EXERCISE | Reproduce the data exactly.

INPUT MATERIAL |
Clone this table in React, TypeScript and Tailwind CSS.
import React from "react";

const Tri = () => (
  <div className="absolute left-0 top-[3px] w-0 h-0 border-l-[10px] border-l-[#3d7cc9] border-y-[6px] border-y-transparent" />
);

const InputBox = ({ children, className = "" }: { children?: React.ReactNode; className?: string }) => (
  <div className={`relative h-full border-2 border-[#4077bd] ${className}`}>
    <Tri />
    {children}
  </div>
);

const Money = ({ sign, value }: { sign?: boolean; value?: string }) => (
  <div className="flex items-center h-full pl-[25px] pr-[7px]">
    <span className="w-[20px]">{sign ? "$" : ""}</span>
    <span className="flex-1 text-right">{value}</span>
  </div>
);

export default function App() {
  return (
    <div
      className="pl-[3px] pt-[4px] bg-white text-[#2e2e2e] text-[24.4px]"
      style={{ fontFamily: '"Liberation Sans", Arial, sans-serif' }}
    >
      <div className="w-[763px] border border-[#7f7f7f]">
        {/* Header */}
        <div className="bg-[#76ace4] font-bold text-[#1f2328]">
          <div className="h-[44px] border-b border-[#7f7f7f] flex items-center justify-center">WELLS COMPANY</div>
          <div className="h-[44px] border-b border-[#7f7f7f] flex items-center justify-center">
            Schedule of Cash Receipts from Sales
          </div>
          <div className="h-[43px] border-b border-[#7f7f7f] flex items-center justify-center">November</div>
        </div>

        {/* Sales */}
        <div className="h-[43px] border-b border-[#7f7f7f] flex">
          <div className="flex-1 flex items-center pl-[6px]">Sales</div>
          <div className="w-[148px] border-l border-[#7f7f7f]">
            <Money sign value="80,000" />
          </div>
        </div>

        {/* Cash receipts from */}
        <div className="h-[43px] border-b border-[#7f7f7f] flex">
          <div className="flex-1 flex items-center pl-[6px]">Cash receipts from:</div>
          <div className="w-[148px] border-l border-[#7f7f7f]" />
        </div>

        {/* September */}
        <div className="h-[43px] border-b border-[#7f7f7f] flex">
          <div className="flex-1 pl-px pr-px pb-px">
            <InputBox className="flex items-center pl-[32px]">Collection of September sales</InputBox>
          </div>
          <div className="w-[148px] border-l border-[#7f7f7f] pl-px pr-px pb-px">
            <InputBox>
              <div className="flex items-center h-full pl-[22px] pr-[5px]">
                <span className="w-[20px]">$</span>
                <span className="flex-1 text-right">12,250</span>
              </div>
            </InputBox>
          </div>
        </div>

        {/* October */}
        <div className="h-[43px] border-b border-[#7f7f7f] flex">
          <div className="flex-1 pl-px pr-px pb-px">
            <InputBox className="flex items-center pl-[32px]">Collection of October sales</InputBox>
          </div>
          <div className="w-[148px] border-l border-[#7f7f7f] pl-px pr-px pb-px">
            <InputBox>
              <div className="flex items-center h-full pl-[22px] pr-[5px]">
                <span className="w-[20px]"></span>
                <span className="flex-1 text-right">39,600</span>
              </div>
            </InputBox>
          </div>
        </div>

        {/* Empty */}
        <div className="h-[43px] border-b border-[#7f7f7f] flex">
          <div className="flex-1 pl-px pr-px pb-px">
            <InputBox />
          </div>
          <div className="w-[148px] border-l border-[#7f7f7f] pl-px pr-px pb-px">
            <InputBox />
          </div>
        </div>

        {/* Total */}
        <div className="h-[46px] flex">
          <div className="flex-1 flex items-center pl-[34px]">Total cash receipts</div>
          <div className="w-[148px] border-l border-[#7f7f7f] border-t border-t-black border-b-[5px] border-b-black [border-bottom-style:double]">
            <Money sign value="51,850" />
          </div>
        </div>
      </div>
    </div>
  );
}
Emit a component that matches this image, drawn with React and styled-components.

FINAL RESULT |
Clone this table in React, TypeScript and Tailwind CSS.
import React from "react";

const Tri = () => (
  <div className="absolute left-0 top-[3px] w-0 h-0 border-l-[10px] border-l-[#3d7cc9] border-y-[6px] border-y-transparent" />
);

const InputBox = ({ children, className = "" }: { children?: React.ReactNode; className?: string }) => (
  <div className={`relative h-full border-2 border-[#4077bd] ${className}`}>
    <Tri />
    {children}
  </div>
);

const Money = ({ sign, value }: { sign?: boolean; value?: string }) => (
  <div className="flex items-center h-full pl-[25px] pr-[7px]">
    <span className="w-[20px]">{sign ? "$" : ""}</span>
    <span className="flex-1 text-right">{value}</span>
  </div>
);

export default function App() {
  return (
    <div
      className="pl-[3px] pt-[4px] bg-white text-[#2e2e2e] text-[24.4px]"
      style={{ fontFamily: '"Liberation Sans", Arial, sans-serif' }}
    >
      <div className="w-[763px] border border-[#7f7f7f]">
        {/* Header */}
        <div className="bg-[#76ace4] font-bold text-[#1f2328]">
          <div className="h-[44px] border-b border-[#7f7f7f] flex items-center justify-center">WELLS COMPANY</div>
          <div className="h-[44px] border-b border-[#7f7f7f] flex items-center justify-center">
            Schedule of Cash Receipts from Sales
          </div>
          <div className="h-[43px] border-b border-[#7f7f7f] flex items-center justify-center">November</div>
        </div>

        {/* Sales */}
        <div className="h-[43px] border-b border-[#7f7f7f] flex">
          <div className="flex-1 flex items-center pl-[6px]">Sales</div>
          <div className="w-[148px] border-l border-[#7f7f7f]">
            <Money sign value="80,000" />
          </div>
        </div>

        {/* Cash receipts from */}
        <div className="h-[43px] border-b border-[#7f7f7f] flex">
          <div className="flex-1 flex items-center pl-[6px]">Cash receipts from:</div>
          <div className="w-[148px] border-l border-[#7f7f7f]" />
        </div>

        {/* September */}
        <div className="h-[43px] border-b border-[#7f7f7f] flex">
          <div className="flex-1 pl-px pr-px pb-px">
            <InputBox className="flex items-center pl-[32px]">Collection of September sales</InputBox>
          </div>
          <div className="w-[148px] border-l border-[#7f7f7f] pl-px pr-px pb-px">
            <InputBox>
              <div className="flex items-center h-full pl-[22px] pr-[5px]">
                <span className="w-[20px]">$</span>
                <span className="flex-1 text-right">12,250</span>
              </div>
            </InputBox>
          </div>
        </div>

        {/* October */}
        <div className="h-[43px] border-b border-[#7f7f7f] flex">
          <div className="flex-1 pl-px pr-px pb-px">
            <InputBox className="flex items-center pl-[32px]">Collection of October sales</InputBox>
          </div>
          <div className="w-[148px] border-l border-[#7f7f7f] pl-px pr-px pb-px">
            <InputBox>
              <div className="flex items-center h-full pl-[22px] pr-[5px]">
                <span className="w-[20px]"></span>
                <span className="flex-1 text-right">39,600</span>
              </div>
            </InputBox>
          </div>
        </div>

        {/* Empty */}
        <div className="h-[43px] border-b border-[#7f7f7f] flex">
          <div className="flex-1 pl-px pr-px pb-px">
            <InputBox />
          </div>
          <div className="w-[148px] border-l border-[#7f7f7f] pl-px pr-px pb-px">
            <InputBox />
          </div>
        </div>

        {/* Total */}
        <div className="h-[46px] flex">
          <div className="flex-1 flex items-center pl-[34px]">Total cash receipts</div>
          <div className="w-[148px] border-l border-[#7f7f7f] border-t border-t-black border-b-[5px] border-b-black [border-bottom-style:double]">
            <Money sign value="51,850" />
          </div>
        </div>
      </div>
    </div>
  );
}
Emit a component that matches this image, drawn with React and styled-components.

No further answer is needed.